The media’s decision to start clamouring for his head is long overdue, and I support the idea with no reluctance whatsoever.
But that doesn’t mean I am on their side of this; they are spineless guttersnipes who are trying to disavow their own part in this unfolding shambles and I’m damned if I’m going to let them get away with that without comment.
Regan deserves to be fired.
If the media had any influence in this – and that’s the joke; they don’t and they know they don’t – this would be the day he packed up his pencils. But they are late to the party, as per usual. The bloggers have been demanding the same for four years now and I’d be surprised if we were a step closer to it today than we were then.
This guy has no shame whatsoever, and to be honest if I was in his position, reading that stuff today, faced with the hypocrisy in the press rooms I don’t think I’d resign either, even if deep down I knew I was drowning in the job.
I would resist just to spite them, because they have no right to make such demands.
They have no right to claim any moral high ground.
But this guy is useless.
He’s a busted flush, and any good he brought to our game was long ago washed away in the tsunami of corrupt decision making that would have seen Sevco start life in the SPL and which led to the Five Way Agreement and Lord Nimmo Smith and a host of other infractions, omissions, fudges, obfuscations and dodgy deals.
It says everything about his time in charge that if you wanted to sum Regan’s tenure up in an image that you could do worse than to use a picture of Dave King, sitting smugly in the director’s box at Ibrox.

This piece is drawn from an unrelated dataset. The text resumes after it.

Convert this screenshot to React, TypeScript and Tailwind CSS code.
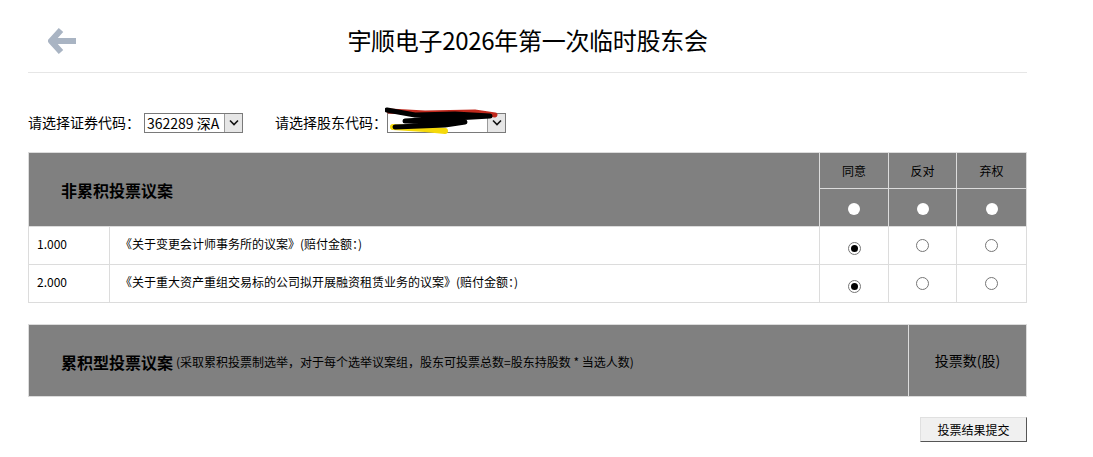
import { FC } from "react";

const font = { fontFamily: '"Noto Sans CJK SC", "Noto Sans", sans-serif' };

const Chevron: FC = () => (
  <svg width="10" height="7" viewBox="0 0 10 7">
    <path d="M1 1.5 L5 5.5 L9 1.5" fill="none" stroke="#111" strokeWidth="1.6" />
  </svg>
);

const FakeSelect: FC<{ width: string; children?: React.ReactNode }> = ({ width, children }) => (
  <div className={`relative flex h-[20px] items-stretch border border-[#7a7a7a] bg-white ${width}`}>
    <div className="flex flex-1 items-center overflow-hidden whitespace-nowrap pl-[2px] text-[14px] leading-none text-black">
      {children}
    </div>
    <div className="flex w-[18px] items-center justify-center border-l border-[#9a9a9a] bg-[#e6e6e6]">
      <Chevron />
    </div>
  </div>
);

const Radio: FC<{ checked?: boolean; head?: boolean }> = ({ checked, head }) => {
  if (head) return <span className="inline-block h-[12px] w-[12px] rounded-full bg-white" />;
  return (
    <span className="inline-flex h-[13px] w-[13px] items-center justify-center rounded-full border border-[#767676] bg-white">
      {checked && <span className="h-[7px] w-[7px] rounded-full bg-black" />}
    </span>
  );
};

const proposals = [
  { no: "1.000", text: "《关于变更会计师事务所的议案》(赔付金额：)" },
  { no: "2.000", text: "《关于重大资产重组交易标的公司拟开展融资租赁业务的议案》(赔付金额：)" },
];

const App: FC = () => {
  return (
    <div className="min-h-[457px] bg-white pt-[18px] text-black" style={font}>
      <div className="ml-[28px] w-[999px]">
        {/* header */}
        <div className="relative flex h-[55px] items-center justify-center border-b border-[#e6e6e6] pb-[10px]">
          <svg className="absolute left-[20px] top-[10px]" width="30" height="26" viewBox="0 0 30 26">
            <path d="M13 2 L3 13 L13 24 M4 13 L28 13" fill="none" stroke="#a9b4c3" strokeWidth="6" strokeLinejoin="round" />
          </svg>
          <div className="text-[24px] leading-none tracking-[-0.3px]">宇顺电子2026年第一次临时股东会</div>
        </div>

        {/* selects */}
        <div className="mt-[39px] flex items-center text-[14px]">
          <span>请选择证券代码：</span>
          <FakeSelect width="w-[99px] ml-[4px]">362289 深A</FakeSelect>
          <span className="ml-[32px]">请选择股东代码：</span>
          <div className="relative">
            <FakeSelect width="w-[119px]" />
            <svg className="absolute left-[-2px] top-[-6px]" width="115" height="28" viewBox="0 0 115 28">
              <path d="M4 4 L40 6 L90 5 L110 8" stroke="#c0281c" strokeWidth="5" fill="none" strokeLinecap="round" />
              <path d="M8 20 L40 22 L60 24" stroke="#f5d90a" strokeWidth="6" fill="none" strokeLinecap="round" />
              <path d="M2 3 L30 8 L70 7 L105 9 L20 14 L80 15 L60 18 L10 20" stroke="#000" strokeWidth="5" fill="none" strokeLinecap="round" strokeLinejoin="round" />
            </svg>
          </div>
        </div>

        {/* non-cumulative table */}
        <table className="mt-[19px] w-full border-collapse text-[12px]">
          <colgroup>
            <col className="w-[81px]" />
            <col />
            <col className="w-[69px]" />
            <col className="w-[68px]" />
            <col className="w-[70px]" />
          </colgroup>
          <tbody>
            <tr className="h-[36px] bg-[#808080]">
              <td colSpan={2} rowSpan={2} className="border border-[#dcdcdc] pl-[32px] text-[16px] font-bold">
                非累积投票议案
              </td>
              <td className="border border-[#dcdcdc] text-center">同意</td>
              <td className="border border-[#dcdcdc] text-center">反对</td>
              <td className="border border-[#dcdcdc] text-center">弃权</td>
            </tr>
            <tr className="h-[38px] bg-[#808080]">
              {[0, 1, 2].map((i) => (
                <td key={i} className="border border-[#dcdcdc] pt-[4px] text-center">
                  <Radio head />
                </td>
              ))}
            </tr>
            {proposals.map((p) => (
              <tr key={p.no} className="h-[38px]">
                <td className="border border-[#dcdcdc] pb-[4px] pl-[8px]">{p.no}</td>
                <td className="border border-[#dcdcdc] pb-[4px] pl-[10px]">{p.text}</td>
                <td className="border border-[#dcdcdc] pt-[2px] text-center">
                  <Radio checked />
                </td>
                <td className="border border-[#dcdcdc] pt-[2px] text-center">
                  <Radio />
                </td>
                <td className="border border-[#dcdcdc] pt-[2px] text-center">
                  <Radio />
                </td>
              </tr>
            ))}
          </tbody>
        </table>

        {/* cumulative table */}
        <div className="mt-[21px] flex h-[73px] border border-[#dcdcdc] bg-[#808080]">
          <div className="flex flex-1 items-center pl-[32px] pt-[2px]">
            <span className="text-[16px] font-bold">累积型投票议案</span>
            <span className="ml-[3px] text-[12px]">
              (采取累积投票制选举，对于每个选举议案组，股东可投票总数=股东持股数 * 当选人数)
            </span>
          </div>
          <div className="flex w-[118px] items-center justify-center border-l border-[#dcdcdc] text-[14px]">
            投票数(股)
          </div>
        </div>

        {/* submit */}
        <div className="mt-[20px] flex justify-end">
          <button className="h-[25px] w-[107px] border border-[#e0e0e0] border-b-[#555] border-r-[#555] bg-[#f0f0f0] text-[12px]">
            投票结果提交
          </button>
        </div>
      </div>
    </div>
  );
};

export default App;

A ground once owned by a club liquidated, on Regan’s watch, after non-payment of VAT and which is in due in the Supreme Court of appeals after being found guilty in the EBT case … now run by a man, approved by Regan and his board, who was convicted on over 80 counts of tax fraud.
You couldn’t make it up, but you don’t have to.
This is Stewart Regan’s SFA.
Oh he deserves to be fired, alright.
But not for anything that’s happened on the park.